What this task involves ::
Find the lines holding "components" and copy them.

Recorded data ::
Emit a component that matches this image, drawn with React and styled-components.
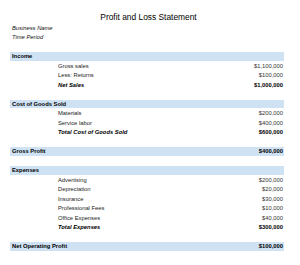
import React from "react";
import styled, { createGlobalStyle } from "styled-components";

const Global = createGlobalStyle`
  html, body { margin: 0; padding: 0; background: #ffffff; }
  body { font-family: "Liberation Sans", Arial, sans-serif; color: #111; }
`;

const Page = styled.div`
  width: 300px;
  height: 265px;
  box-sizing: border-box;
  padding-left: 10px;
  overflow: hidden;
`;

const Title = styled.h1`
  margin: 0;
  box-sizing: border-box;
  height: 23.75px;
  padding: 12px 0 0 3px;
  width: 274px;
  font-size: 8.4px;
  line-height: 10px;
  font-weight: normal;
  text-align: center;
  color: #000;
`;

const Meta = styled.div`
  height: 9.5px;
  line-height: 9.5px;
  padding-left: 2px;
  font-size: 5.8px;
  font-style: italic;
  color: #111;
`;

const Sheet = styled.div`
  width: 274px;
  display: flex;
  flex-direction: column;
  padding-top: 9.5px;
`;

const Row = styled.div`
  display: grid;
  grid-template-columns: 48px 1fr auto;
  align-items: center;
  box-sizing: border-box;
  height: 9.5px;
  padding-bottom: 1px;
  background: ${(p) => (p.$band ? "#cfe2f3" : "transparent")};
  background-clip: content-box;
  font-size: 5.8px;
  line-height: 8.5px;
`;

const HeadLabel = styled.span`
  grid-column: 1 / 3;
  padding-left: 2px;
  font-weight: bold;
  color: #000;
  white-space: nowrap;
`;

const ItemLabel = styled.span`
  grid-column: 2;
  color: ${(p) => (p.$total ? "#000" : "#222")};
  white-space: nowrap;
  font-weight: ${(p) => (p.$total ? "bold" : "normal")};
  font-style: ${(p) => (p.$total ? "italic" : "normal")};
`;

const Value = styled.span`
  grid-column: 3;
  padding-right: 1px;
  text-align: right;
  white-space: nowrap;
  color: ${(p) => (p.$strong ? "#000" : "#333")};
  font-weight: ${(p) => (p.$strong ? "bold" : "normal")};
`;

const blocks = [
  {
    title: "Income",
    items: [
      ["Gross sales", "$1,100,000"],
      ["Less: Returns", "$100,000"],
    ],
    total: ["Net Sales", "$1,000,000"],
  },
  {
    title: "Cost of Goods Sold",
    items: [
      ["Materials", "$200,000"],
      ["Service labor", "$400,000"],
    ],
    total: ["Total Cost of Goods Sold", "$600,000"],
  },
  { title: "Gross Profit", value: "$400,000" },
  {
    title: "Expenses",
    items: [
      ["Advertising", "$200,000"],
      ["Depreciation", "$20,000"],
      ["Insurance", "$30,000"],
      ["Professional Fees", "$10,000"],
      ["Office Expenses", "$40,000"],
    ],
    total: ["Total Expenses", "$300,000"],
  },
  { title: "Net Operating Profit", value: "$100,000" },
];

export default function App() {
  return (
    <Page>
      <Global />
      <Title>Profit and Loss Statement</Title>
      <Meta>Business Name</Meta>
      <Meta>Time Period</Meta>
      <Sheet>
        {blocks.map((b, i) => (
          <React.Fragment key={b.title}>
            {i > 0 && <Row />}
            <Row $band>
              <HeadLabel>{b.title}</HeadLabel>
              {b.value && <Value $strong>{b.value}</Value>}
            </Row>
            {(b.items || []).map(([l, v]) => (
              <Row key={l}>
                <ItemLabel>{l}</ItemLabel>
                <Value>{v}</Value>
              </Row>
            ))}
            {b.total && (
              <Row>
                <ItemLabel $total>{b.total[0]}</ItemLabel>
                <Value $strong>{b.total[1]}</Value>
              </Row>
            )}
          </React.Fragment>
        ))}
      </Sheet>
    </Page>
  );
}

Task answer ::
Emit a component that matches this image, drawn with React and styled-components.
import styled, { createGlobalStyle } from "styled-components";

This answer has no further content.